IT IS SAID that the moment a few years ago when the white South African cabinet quailed and decided to give up occurred when they were given the statistics. Statistics such as these: white women were bearing an average of 1.7 children, black women 4.7 children; 32 per cent of the white population was under 21 years old but 50 per cent of the black population was under the same age; and 46 per cent of the economically active population, 5 million people, were unemployed. No new jobs were created overall in the Eighties and gross domestic product per capita was falling.

With no new investment coming into the country there was little prospect of turning the economy round. The cabinet knew the trends could only worsen. Perhaps the African National Congress knew the answers.

Bureaucracy and statistics fed on the apartheid system and its figures were always carefully compiled and published. The racial breakdown was always explicit. The old black/

white division is now blurring into a non-racial rich/poor division but the legacy of apartheid which kept blacks poor and helped whites get rich is still clear.

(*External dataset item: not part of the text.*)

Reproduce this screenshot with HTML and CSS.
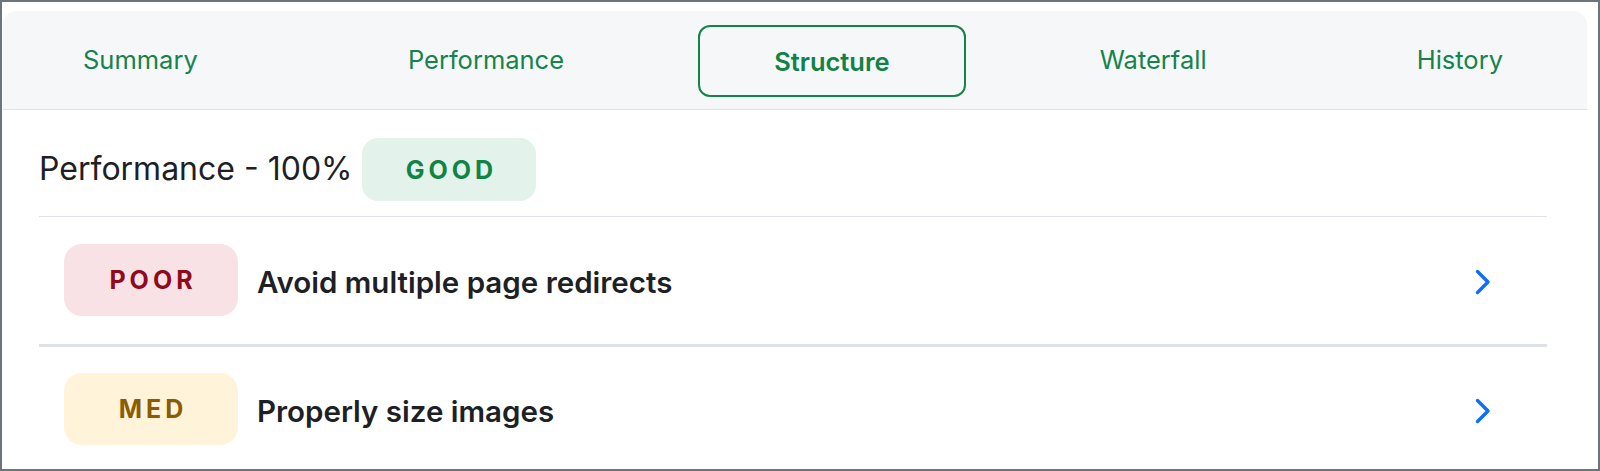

Take health: in the last years of apartheid the government spent pounds 120 per head a year on health for whites and pounds 27 per head a year on blacks. The number of children who die before the age of five is 8.6 per thousand among whites and 52 per thousand among blacks. That is high even by African standards.

Some 42 per cent of households, consisting of 17 million people, live below the minimum subsistence level of pounds 110 a month. About 4 million of these, all of them black, are close to starvation. In a country which has developed hi-tech medical equipment, 12 million people have no access to drinkable water and 23 million have no electricity. Most of these are in rural areas but only 5.5 per cent of South Africa's 24,619 doctors work in rural areas.

Overall South Africa is a medium-size country of about 39.5 milion people with a highly developed First World sector and a huge marginalised Third World comparable in size to Argentina. In racial terms South Africa has about 30 million black people and 5 million white. Just over 1 million are of Asian origin, while 3.4 million were classified as Coloured(mixed race). More significant from now on will be the urban-rural divide. An estimated 43 per cent of South Africa's population live in rural areas but many are drifting to rural slums near cities, where agriculture is still carried out. Those living in rural areas are far less likely to have access to education or medical facilities.

Education also shows up the legacy of apartheid. Over 90 per cent of people over 18 who have no formal education are black, while 84 per cent of the population with university education are white. In 1987, pounds 500m was spent on educating a million white children, while about the same amount was spent educating 5 million black children.

That gap is narrowing rapidly. The black/white spending ratio was 18:1 in 1969 and by 1990 it was 4:1. Income - directly related to apartheid laws that preserved jobs for whites - still shows a marked discrepancy. In 1990 per capita income for blacks was pounds 32 a month, while for whites it was pounds 260 a month.

Perhaps the most poignant and telling statistic of apartheid is the infant mortality causes, which show that most black children die from water-borne diseases. Most white children die from swimming-pool accidents.